▶ [Required task]
Reproduce each line bearing the word "this".

▶ [Materials provided]
:::

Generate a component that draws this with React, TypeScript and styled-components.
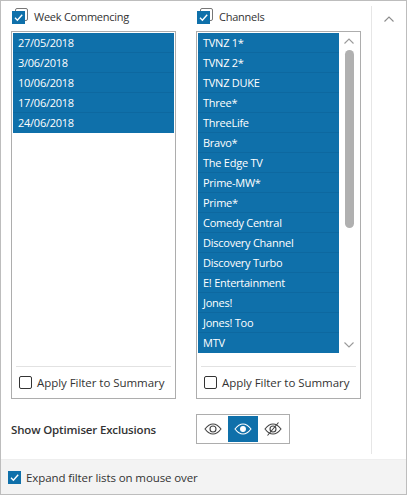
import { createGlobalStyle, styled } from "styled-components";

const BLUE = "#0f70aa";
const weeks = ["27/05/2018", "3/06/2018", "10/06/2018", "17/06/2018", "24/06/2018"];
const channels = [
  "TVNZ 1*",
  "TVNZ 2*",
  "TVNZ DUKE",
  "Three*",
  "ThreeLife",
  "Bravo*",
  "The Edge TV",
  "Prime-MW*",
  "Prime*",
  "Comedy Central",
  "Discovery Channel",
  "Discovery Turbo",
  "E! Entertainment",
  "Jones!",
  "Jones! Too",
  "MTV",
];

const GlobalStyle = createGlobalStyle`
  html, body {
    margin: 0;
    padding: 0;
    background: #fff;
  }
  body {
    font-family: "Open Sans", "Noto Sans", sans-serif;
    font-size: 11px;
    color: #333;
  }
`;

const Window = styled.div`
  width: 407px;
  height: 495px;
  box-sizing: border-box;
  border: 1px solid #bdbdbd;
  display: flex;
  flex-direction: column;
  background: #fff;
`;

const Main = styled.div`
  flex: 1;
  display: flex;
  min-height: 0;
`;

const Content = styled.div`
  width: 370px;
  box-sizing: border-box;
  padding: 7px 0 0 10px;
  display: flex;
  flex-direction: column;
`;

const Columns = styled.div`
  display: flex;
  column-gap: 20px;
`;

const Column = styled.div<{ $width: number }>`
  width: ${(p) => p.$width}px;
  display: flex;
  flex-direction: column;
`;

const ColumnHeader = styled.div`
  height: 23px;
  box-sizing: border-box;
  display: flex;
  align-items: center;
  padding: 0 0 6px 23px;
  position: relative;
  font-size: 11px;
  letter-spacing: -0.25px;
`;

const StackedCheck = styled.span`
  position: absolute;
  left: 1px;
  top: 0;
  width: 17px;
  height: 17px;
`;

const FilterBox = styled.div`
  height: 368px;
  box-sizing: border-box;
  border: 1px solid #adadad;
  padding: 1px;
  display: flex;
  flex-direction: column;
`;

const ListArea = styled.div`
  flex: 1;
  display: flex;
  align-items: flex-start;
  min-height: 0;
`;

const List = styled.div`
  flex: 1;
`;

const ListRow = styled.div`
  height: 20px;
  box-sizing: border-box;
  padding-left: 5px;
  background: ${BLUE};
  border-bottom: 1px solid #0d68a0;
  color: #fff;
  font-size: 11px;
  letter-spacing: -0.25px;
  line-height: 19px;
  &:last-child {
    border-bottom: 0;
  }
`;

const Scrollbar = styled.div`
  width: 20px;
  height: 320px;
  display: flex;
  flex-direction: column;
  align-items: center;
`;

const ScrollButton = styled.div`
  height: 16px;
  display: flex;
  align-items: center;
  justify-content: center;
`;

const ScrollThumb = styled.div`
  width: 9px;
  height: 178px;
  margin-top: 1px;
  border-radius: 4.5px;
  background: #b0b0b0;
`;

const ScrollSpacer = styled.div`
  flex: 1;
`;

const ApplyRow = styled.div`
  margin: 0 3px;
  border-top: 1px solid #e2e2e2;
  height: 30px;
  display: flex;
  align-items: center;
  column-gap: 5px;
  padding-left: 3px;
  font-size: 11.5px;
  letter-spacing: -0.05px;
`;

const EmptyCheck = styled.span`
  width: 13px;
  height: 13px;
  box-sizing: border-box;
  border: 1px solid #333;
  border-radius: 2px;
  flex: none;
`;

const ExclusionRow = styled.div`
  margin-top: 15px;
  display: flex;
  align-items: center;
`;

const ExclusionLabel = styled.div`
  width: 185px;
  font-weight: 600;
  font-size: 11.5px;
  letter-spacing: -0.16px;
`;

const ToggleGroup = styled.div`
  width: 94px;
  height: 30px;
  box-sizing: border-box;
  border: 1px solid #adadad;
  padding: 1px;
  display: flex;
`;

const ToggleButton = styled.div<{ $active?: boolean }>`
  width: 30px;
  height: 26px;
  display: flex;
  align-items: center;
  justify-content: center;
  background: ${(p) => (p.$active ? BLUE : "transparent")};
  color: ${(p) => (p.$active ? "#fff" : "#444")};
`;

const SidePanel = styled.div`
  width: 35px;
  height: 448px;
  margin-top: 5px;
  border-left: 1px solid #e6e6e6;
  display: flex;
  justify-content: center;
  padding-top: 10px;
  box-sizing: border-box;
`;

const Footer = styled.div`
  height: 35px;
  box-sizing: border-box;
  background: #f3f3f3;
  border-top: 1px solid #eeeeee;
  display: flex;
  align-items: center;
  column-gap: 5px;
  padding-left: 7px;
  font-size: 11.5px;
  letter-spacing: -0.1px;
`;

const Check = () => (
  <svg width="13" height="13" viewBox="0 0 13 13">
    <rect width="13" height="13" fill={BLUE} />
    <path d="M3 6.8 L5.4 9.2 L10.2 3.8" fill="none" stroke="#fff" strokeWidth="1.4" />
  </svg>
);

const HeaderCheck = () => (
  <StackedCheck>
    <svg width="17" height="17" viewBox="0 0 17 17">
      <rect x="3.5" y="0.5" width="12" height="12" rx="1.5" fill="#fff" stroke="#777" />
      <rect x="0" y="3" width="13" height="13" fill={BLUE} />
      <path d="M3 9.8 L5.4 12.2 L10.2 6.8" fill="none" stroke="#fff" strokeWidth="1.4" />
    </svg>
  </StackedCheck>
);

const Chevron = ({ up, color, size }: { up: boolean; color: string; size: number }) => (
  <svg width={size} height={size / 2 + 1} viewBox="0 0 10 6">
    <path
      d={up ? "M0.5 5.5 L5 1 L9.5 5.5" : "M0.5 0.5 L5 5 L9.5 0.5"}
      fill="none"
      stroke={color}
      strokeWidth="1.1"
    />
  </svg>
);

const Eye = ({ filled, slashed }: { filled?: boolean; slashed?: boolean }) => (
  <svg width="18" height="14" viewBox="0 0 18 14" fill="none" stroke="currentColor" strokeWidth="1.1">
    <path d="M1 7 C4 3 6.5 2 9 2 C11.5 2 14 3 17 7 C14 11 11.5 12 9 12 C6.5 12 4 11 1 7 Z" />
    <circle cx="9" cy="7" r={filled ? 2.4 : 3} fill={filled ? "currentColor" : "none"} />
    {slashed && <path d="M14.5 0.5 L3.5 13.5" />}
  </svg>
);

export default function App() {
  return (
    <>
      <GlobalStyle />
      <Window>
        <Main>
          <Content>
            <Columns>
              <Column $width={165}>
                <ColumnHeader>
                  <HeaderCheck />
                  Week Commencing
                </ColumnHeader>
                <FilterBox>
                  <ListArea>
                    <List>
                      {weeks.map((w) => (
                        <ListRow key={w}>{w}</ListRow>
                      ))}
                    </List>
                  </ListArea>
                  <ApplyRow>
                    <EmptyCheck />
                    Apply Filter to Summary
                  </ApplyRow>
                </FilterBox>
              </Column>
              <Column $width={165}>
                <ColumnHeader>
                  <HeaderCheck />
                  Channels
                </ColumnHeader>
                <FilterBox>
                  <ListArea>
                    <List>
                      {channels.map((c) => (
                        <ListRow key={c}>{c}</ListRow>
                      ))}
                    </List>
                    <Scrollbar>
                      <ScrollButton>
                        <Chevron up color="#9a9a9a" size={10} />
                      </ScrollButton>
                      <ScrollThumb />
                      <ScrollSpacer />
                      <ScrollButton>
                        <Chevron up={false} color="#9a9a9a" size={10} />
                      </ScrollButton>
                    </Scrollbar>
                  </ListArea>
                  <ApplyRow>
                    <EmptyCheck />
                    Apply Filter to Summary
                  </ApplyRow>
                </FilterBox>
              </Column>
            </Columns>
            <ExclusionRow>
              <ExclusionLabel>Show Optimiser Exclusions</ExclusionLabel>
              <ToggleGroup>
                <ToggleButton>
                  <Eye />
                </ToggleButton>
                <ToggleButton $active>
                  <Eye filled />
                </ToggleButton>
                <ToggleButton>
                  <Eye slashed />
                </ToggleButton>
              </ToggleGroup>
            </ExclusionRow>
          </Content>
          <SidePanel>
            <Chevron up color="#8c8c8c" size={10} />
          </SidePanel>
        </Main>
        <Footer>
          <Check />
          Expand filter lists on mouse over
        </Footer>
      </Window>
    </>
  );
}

:::

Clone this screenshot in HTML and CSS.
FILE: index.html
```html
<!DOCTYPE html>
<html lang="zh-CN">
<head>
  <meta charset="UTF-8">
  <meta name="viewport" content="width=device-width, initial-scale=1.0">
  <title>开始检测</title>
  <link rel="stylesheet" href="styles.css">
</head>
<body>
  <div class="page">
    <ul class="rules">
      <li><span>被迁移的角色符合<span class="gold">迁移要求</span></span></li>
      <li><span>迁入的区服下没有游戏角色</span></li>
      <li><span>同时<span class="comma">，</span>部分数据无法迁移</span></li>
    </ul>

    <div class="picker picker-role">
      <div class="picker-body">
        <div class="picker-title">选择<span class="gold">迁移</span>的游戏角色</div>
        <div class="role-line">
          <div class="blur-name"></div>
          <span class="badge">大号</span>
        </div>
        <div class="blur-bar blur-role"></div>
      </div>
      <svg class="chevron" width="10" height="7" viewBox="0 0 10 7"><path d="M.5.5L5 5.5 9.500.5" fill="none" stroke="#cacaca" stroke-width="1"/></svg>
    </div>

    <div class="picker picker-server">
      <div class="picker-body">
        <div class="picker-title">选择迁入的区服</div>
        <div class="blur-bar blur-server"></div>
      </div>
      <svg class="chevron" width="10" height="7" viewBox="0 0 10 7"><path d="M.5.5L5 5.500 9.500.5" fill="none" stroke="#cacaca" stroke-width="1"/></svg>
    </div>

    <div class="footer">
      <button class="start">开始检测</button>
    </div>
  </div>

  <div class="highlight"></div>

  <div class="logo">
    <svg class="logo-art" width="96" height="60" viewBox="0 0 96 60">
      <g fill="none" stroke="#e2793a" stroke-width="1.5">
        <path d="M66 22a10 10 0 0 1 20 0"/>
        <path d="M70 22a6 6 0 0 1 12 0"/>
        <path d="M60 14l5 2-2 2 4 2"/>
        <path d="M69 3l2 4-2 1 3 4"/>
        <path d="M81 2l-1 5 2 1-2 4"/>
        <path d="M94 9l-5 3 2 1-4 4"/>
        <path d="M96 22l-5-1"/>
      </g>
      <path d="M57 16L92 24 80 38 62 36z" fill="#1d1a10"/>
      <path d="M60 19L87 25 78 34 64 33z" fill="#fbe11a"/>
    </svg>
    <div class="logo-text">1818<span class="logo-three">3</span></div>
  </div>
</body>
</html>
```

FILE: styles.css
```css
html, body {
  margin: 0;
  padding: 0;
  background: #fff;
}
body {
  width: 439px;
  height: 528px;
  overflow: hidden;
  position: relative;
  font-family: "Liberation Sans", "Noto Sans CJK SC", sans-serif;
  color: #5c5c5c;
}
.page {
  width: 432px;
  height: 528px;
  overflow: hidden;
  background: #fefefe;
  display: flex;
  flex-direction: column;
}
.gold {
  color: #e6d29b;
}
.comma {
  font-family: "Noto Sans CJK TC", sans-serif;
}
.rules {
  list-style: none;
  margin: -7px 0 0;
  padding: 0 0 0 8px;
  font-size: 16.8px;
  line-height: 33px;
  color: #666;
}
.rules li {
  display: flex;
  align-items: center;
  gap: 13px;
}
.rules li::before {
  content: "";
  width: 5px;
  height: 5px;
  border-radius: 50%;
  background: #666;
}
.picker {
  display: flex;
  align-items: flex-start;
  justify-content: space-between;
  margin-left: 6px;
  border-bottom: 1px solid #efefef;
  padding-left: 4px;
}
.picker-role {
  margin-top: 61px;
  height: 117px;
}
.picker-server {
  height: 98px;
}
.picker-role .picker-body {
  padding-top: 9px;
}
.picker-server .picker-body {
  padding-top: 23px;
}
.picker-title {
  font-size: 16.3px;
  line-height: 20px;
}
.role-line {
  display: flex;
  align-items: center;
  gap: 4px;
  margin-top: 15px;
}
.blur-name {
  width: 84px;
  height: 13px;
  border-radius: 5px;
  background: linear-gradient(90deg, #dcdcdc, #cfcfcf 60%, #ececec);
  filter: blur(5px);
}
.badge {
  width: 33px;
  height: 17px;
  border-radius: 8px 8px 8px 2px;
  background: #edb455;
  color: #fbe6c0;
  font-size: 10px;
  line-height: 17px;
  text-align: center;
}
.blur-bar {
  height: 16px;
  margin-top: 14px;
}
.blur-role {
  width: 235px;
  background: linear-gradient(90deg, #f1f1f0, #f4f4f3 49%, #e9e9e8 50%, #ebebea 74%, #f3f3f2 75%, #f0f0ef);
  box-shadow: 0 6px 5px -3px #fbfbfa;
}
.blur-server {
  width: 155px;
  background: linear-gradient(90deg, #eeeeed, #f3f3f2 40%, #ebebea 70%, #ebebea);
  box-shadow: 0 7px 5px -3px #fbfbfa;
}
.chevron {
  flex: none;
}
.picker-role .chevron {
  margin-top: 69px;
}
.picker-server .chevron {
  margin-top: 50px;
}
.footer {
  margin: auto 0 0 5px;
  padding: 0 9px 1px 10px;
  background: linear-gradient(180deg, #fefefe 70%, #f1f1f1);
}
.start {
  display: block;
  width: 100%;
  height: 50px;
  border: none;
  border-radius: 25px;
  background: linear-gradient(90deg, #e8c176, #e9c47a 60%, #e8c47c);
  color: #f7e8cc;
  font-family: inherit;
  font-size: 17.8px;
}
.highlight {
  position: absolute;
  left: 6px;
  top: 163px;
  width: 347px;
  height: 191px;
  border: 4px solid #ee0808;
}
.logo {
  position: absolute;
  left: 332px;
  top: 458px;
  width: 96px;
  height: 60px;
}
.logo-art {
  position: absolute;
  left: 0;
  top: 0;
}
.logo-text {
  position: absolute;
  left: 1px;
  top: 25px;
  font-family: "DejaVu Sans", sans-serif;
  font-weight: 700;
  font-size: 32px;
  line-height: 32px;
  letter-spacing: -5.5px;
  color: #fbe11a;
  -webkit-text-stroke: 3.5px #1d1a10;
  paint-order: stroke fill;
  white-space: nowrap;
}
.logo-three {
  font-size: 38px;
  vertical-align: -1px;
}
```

:::

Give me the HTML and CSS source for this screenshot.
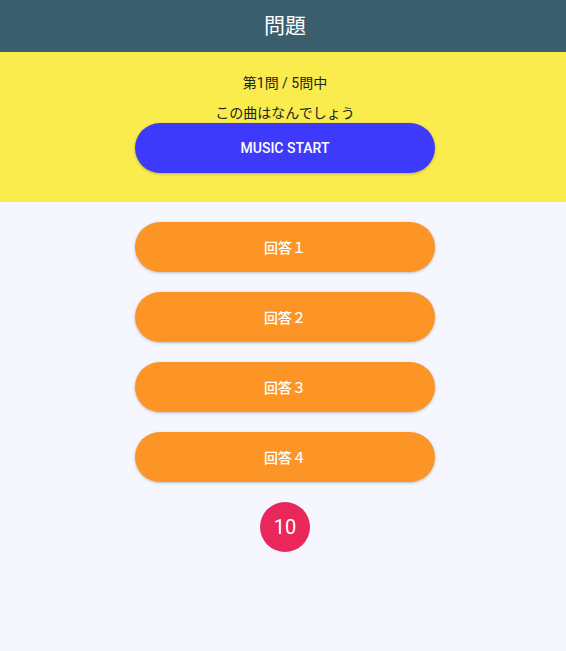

:::

▶ [Written reply]
Generate a component that draws this with React, TypeScript and styled-components.
Clone this screenshot in HTML and CSS.
Give me the HTML and CSS source for this screenshot.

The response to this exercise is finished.